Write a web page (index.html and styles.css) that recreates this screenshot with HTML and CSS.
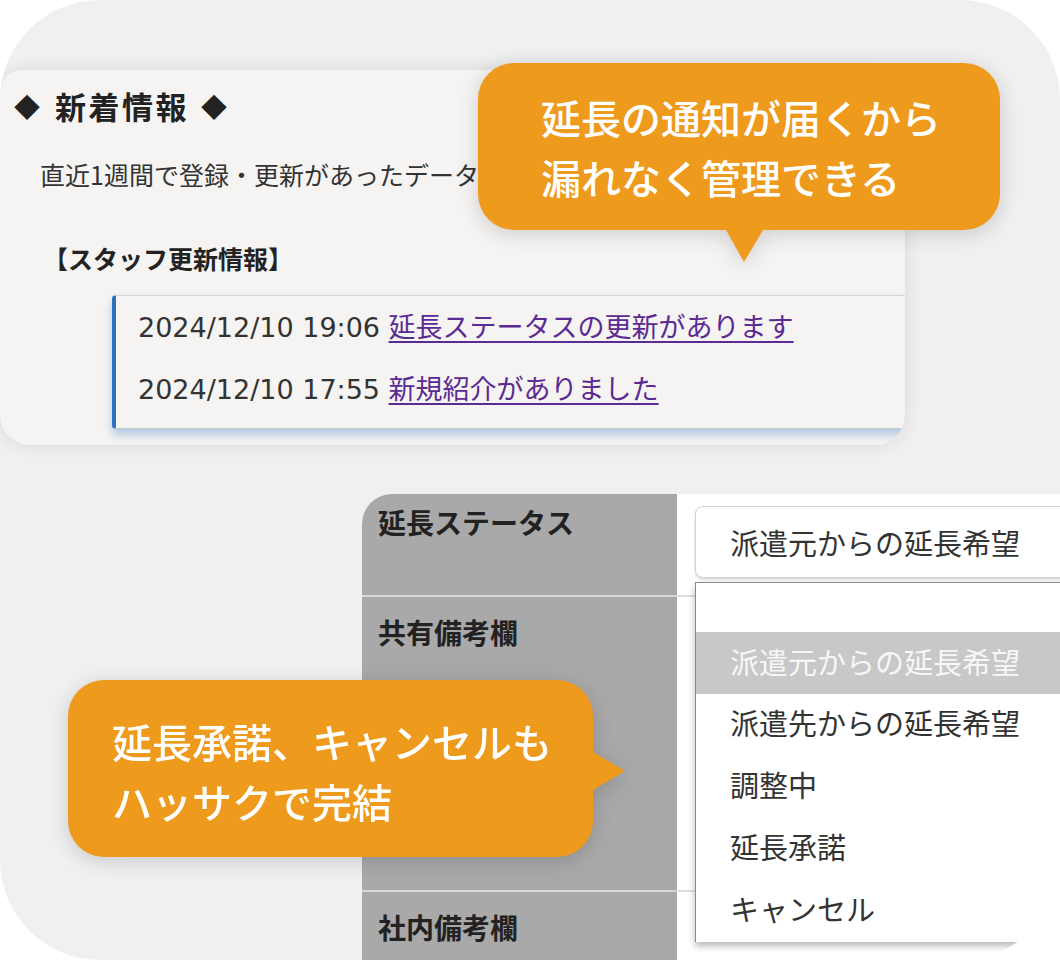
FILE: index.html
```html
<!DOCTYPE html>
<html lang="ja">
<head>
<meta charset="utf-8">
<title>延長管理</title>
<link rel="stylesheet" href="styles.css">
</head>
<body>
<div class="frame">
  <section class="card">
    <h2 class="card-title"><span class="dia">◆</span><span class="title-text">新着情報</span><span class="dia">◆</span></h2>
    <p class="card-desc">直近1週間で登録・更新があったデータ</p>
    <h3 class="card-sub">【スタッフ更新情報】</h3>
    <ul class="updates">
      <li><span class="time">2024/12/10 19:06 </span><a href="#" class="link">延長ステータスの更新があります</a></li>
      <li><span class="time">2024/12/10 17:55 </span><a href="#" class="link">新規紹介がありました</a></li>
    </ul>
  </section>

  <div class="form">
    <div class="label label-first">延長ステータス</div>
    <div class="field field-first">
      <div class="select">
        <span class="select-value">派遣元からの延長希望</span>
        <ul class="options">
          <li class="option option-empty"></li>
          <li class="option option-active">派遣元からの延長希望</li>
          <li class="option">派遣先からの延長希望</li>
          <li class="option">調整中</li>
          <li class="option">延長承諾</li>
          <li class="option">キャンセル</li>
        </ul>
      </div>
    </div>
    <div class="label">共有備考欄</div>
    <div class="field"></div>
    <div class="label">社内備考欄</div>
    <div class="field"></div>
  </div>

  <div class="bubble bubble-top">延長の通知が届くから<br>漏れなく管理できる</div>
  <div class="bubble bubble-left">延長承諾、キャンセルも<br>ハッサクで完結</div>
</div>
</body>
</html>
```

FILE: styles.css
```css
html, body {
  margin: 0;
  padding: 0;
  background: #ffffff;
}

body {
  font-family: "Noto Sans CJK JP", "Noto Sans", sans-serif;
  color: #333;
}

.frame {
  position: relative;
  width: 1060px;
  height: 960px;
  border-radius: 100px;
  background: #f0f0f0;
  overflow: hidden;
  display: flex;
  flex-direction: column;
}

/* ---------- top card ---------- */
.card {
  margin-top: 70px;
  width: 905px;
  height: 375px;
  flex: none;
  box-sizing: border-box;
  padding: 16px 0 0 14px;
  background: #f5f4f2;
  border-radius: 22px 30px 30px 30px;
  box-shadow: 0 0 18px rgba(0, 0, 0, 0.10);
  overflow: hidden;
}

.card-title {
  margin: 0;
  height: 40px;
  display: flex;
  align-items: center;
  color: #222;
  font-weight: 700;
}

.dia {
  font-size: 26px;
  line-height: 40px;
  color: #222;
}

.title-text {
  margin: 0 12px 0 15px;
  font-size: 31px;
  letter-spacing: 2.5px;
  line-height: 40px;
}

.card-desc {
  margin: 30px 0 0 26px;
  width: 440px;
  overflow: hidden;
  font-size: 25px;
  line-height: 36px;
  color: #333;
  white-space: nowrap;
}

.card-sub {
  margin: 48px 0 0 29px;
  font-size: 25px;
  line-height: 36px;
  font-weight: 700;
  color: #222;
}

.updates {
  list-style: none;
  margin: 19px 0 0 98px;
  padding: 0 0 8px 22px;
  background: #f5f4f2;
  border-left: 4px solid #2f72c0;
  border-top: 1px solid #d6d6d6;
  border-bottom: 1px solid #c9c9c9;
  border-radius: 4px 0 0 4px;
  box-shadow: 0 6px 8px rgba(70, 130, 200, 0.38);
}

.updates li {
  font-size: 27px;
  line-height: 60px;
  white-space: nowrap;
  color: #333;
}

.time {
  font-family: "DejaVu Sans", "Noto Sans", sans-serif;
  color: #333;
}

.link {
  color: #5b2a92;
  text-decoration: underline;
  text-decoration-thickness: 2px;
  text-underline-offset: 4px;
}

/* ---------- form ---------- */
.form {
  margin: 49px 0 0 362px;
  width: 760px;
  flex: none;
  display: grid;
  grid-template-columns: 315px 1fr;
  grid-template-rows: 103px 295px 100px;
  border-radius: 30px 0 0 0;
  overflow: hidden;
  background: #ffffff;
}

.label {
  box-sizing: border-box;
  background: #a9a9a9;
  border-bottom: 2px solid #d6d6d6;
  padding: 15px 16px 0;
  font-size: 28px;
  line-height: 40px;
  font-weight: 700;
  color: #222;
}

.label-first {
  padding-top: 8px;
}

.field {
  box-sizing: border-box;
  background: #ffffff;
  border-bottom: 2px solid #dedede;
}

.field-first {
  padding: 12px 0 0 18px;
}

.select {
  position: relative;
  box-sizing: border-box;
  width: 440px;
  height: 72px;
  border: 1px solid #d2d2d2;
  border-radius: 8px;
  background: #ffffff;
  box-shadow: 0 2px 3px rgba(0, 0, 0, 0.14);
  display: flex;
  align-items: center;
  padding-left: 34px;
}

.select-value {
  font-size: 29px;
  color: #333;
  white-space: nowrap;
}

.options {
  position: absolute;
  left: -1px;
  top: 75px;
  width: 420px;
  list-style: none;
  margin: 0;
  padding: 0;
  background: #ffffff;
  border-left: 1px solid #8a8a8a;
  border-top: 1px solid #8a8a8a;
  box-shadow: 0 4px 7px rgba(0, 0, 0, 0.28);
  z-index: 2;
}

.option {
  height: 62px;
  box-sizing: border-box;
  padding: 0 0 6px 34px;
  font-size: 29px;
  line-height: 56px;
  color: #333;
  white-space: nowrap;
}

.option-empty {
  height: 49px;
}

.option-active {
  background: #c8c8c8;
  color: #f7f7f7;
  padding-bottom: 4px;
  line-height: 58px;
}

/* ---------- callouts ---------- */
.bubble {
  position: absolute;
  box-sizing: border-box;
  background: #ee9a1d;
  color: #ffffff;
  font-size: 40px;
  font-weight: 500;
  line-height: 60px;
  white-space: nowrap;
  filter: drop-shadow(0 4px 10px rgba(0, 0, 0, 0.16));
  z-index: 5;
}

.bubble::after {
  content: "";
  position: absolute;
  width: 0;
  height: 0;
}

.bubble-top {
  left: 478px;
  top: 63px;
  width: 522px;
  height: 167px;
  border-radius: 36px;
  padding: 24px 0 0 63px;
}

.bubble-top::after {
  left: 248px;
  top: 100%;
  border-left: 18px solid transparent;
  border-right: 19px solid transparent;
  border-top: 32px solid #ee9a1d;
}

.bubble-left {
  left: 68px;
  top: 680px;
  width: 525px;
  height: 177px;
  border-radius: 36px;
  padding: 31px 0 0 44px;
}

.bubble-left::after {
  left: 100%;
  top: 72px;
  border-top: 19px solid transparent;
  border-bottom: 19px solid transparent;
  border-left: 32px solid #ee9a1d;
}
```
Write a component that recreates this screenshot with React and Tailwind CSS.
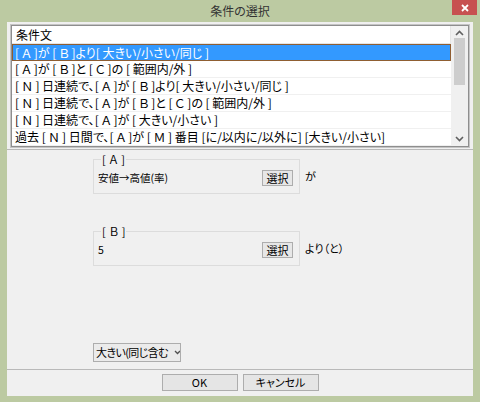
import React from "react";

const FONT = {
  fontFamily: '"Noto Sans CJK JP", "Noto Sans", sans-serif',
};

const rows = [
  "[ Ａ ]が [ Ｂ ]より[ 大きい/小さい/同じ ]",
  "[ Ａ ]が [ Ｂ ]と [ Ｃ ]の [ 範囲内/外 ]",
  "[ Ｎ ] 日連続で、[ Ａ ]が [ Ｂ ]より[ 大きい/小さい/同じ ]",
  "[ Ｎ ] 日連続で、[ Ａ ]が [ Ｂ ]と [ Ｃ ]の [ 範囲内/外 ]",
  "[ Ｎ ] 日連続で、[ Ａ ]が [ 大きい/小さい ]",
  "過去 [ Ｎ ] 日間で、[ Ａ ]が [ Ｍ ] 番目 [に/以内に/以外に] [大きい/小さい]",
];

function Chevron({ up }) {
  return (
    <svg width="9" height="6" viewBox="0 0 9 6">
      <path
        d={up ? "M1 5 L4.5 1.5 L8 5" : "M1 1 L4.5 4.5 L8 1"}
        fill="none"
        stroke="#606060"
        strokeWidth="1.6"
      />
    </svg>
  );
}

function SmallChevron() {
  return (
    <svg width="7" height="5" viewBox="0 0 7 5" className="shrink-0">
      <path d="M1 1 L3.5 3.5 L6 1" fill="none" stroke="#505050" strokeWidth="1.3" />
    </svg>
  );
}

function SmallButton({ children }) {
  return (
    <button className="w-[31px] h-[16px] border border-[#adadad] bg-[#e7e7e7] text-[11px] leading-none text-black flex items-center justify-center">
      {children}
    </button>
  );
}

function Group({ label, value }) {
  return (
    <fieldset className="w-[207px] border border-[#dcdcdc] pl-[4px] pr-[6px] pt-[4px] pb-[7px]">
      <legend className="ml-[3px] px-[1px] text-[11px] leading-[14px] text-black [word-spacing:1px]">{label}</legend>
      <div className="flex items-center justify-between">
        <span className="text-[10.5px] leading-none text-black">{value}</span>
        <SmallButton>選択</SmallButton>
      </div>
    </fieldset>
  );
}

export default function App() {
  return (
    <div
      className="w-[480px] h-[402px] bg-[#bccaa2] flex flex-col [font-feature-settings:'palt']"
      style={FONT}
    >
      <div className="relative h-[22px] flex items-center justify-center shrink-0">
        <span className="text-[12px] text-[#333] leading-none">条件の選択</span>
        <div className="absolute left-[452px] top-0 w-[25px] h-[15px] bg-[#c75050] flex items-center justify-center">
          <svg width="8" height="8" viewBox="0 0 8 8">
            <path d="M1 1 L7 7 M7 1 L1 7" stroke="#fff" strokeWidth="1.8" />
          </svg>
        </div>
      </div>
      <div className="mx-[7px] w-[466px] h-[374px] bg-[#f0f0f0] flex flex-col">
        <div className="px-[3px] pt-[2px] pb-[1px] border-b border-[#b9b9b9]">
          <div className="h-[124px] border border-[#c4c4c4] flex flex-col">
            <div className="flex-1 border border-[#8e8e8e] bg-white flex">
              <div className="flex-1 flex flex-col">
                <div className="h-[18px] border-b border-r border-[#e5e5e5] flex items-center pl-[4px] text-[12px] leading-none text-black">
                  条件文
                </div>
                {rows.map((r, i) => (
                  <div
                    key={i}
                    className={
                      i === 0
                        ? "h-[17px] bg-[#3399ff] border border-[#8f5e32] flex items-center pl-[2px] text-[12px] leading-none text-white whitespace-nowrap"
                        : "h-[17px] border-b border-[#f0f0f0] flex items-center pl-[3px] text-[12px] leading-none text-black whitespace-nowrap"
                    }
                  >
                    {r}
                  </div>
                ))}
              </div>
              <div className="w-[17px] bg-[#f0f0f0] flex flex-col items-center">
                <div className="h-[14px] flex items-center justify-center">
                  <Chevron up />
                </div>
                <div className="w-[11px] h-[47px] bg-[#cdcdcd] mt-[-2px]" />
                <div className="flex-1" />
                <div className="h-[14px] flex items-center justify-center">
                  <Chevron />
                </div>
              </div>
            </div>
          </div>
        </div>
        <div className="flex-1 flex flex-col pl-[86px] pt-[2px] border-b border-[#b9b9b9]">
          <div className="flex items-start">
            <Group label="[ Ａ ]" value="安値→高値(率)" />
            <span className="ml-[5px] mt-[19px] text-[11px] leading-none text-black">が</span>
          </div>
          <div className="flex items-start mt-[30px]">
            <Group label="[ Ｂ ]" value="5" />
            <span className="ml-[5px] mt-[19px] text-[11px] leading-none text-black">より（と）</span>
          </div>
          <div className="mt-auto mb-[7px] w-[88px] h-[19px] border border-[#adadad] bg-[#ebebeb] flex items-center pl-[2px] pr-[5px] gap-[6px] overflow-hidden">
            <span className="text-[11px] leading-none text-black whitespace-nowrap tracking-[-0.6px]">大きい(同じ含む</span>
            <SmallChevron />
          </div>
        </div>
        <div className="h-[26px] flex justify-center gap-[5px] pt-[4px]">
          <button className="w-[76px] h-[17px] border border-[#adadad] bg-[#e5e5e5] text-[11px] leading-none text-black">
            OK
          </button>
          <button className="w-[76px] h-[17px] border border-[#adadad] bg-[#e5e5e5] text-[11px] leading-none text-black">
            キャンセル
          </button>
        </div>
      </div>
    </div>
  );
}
▬▬▬▬▬▬▬▬▬▬
→ REQUIRED TASK:
Scan the material above. Extract every line in which the word "Write" occurs.

→ FULL OUTPUT:
Write a web page (index.html and styles.css) that recreates this screenshot with HTML and CSS.
Write a component that recreates this screenshot with React and Tailwind CSS.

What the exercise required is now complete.